Rana Plaza and its 1 100 plus victims, mainly women, are still in everyone’s minds. The horror generated by the tragedy has forced the garment industry giants to make commitments to safety in the textile factories of Bangladesh. The results of research into their impact were revealed for the first time on 15 October during an ETUI Monthly Forum.
Following the disaster, two international initiatives were launched to improve safety in the textile sector: the Accord on Fire and Building Safety, signed by around 180 multinationals including H&M, C&A and Inditex/Zara, and the Alliance for Bangladesh Worker Safety. Jimmy Donaghey and Juliane Reinecke from the University of Warwick (UK) went to Bangladesh to carry out research comparing the impact of these two initiatives.
Jimmy Donaghey firstly criticises a fundamental difference in their nature: whereas the Accord has taken an ‘industrial relations’ type approach, in which the trade unions have their say, the Alliance is a much looser tool inspired by the ‘corporate social responsibility’ approach, which basically relies on the goodwill of signatories, without workers or their independent representative organisations being consulted. Moreover, the Alliance was set up by two US businesses, GAP and Walmart, which refused to join with the other multinational signatories in the Accord.
Although, in their implementation, the inspections conducted in textile factories based on the two types of commitment are very similar (comparable reporting system and standards), worker involvement represents a very clear demarcation line between the two initiatives: whereas the Accord commits its signatories to setting up a health and safety committee, the Alliance mainly offers worker consultation tools that focus on the individual worker: call centre, hotline, etc.
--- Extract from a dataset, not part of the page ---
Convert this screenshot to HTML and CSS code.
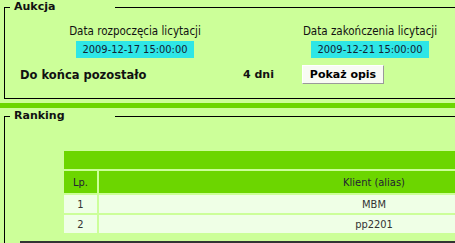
FILE: index.html
```html
<!DOCTYPE html>
<html lang="pl">
<head>
<meta charset="utf-8">
<title>Aukcja</title>
<link rel="stylesheet" href="styles.css">
</head>
<body>
<div class="page">
  <fieldset class="box">
    <legend class="box-title">Aukcja</legend>
    <div class="dates">
      <div class="date-cell">
        <div class="date-label">Data rozpoczęcia licytacji</div>
        <div class="date-value">2009-12-17 15:00:00</div>
      </div>
      <div class="date-cell">
        <div class="date-label">Data zakończenia licytacji</div>
        <div class="date-value">2009-12-21 15:00:00</div>
      </div>
    </div>
    <div class="remain">
      <span class="remain-label">Do końca pozostało</span>
      <span class="remain-value">4 dni</span>
      <button class="btn" type="button">Pokaż opis</button>
    </div>
  </fieldset>
  <div class="divider"></div>
  <fieldset class="box box-ranking">
    <legend class="box-title">Ranking</legend>
    <table class="ranking">
      <thead>
        <tr class="head-top"><th colspan="2"></th></tr>
        <tr class="head-cols"><th class="col-lp">Lp.</th><th class="col-client">Klient (alias)</th></tr>
      </thead>
      <tbody>
        <tr><td>1</td><td>MBM</td></tr>
        <tr><td>2</td><td>pp2201</td></tr>
      </tbody>
    </table>
    <div class="ranking-rule"></div>
  </fieldset>
</div>
</body>
</html>
```

FILE: styles.css
```css
html, body {
  margin: 0;
  padding: 0;
  overflow: hidden;
  background: #ccff99;
}
body {
  font-family: "DejaVu Sans", Verdana, sans-serif;
  font-size: 11px;
  color: #111;
}
.page {
  width: 715px;
}
.box {
  margin: 0 0 0 4px;
  padding: 10px 0 14px 5px;
  border: 1px solid #000;
  min-width: 0;
}
.box-title {
  padding: 0 4px;
  width: 97px;
  font-weight: bold;
  font-size: 11px;
  line-height: 14px;
  color: #111;
}
.dates {
  display: grid;
  grid-template-columns: 250px 220px;
}
.date-cell {
  display: flex;
  flex-direction: column;
  align-items: center;
  gap: 3px;
}
.date-label {
  font-stretch: condensed;
  font-size: 11.5px;
  line-height: 14px;
}
.date-value {
  width: 118px;
  height: 17px;
  line-height: 17px;
  text-align: center;
  background: #2ee6e6;
  color: #123;
  font-stretch: condensed;
  font-size: 11px;
}
.remain {
  display: grid;
  grid-template-columns: 223px 59px auto;
  align-items: center;
  margin-top: 7px;
  padding-left: 10px;
}
.remain-label {
  font-weight: bold;
  font-size: 11.5px;
}
.remain-value {
  font-weight: bold;
  font-size: 11px;
}
.btn {
  justify-self: start;
  width: 82px;
  height: 19px;
  padding: 0;
  font-family: "DejaVu Sans", Verdana, sans-serif;
  font-weight: bold;
  font-size: 11px;
  color: #000;
  background: #f8fbf4;
  border: 1px solid;
  border-color: #fff #9a9a9a #9a9a9a #fff;
}
.divider {
  height: 5px;
  margin-top: 4px;
  background: #6cd600;
}
.box-ranking {
  margin-top: 1px;
  padding: 26px 0 0 5px;
  border-bottom: none;
  border-right: none;
}
.ranking {
  margin-left: 52px;
  width: 589px;
  border-spacing: 2px;
  font-stretch: condensed;
  font-size: 11px;
  color: #333;
}
.ranking th {
  font-weight: normal;
  background: #6cd600;
  color: #223;
}
.head-top th {
  height: 18px;
  padding: 0;
}
.head-cols th {
  height: 22px;
  padding: 0;
}
.col-lp {
  width: 33px;
}
.ranking td {
  height: 18px;
  padding: 0;
  text-align: center;
  background: #efffe6;
}
.ranking-rule {
  margin: 6px 0 0 10px;
  height: 2px;
  background: #333;
}
```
Ben Vanpeperstraete, who represents the international trade union federations Uni Global Union and IndustriAll Global Union within the Accord’s implementing bodies, emphasises that there are significant differences in terms of transparency: ‘whereas the Accord publishes its reports on its website, the Alliance refuses to do so’.
Aside from the differences in approach between the two initiatives, the trade union representative and the researcher agree on the most important obstacles to be overcome in order to improve safety in the Bangladeshi textile industry: failures to implement and observe legislation and a total lack of any culture of democracy in the business world.
‘The labour legislation in Bangladesh is better than that in the United Kingdom, but it has never been implemented’, observes Mr Donaghey. Ben Vanpeperstraete criticises the failings of the labour inspectorate in terms of both independence and skills. Both also stress the close links between textile manufacturers and the political world.
Esther Lynch, who was recently elected Confederal Secretary of the European Trade Union Confederation and who is responsible for occupational health and safety issues, has highlighted similarities between the working conditions of female workers in the textile industry in Bangladesh and labourers, often immigrants, in certain sectors in the United Kingdom, particularly the meat industry.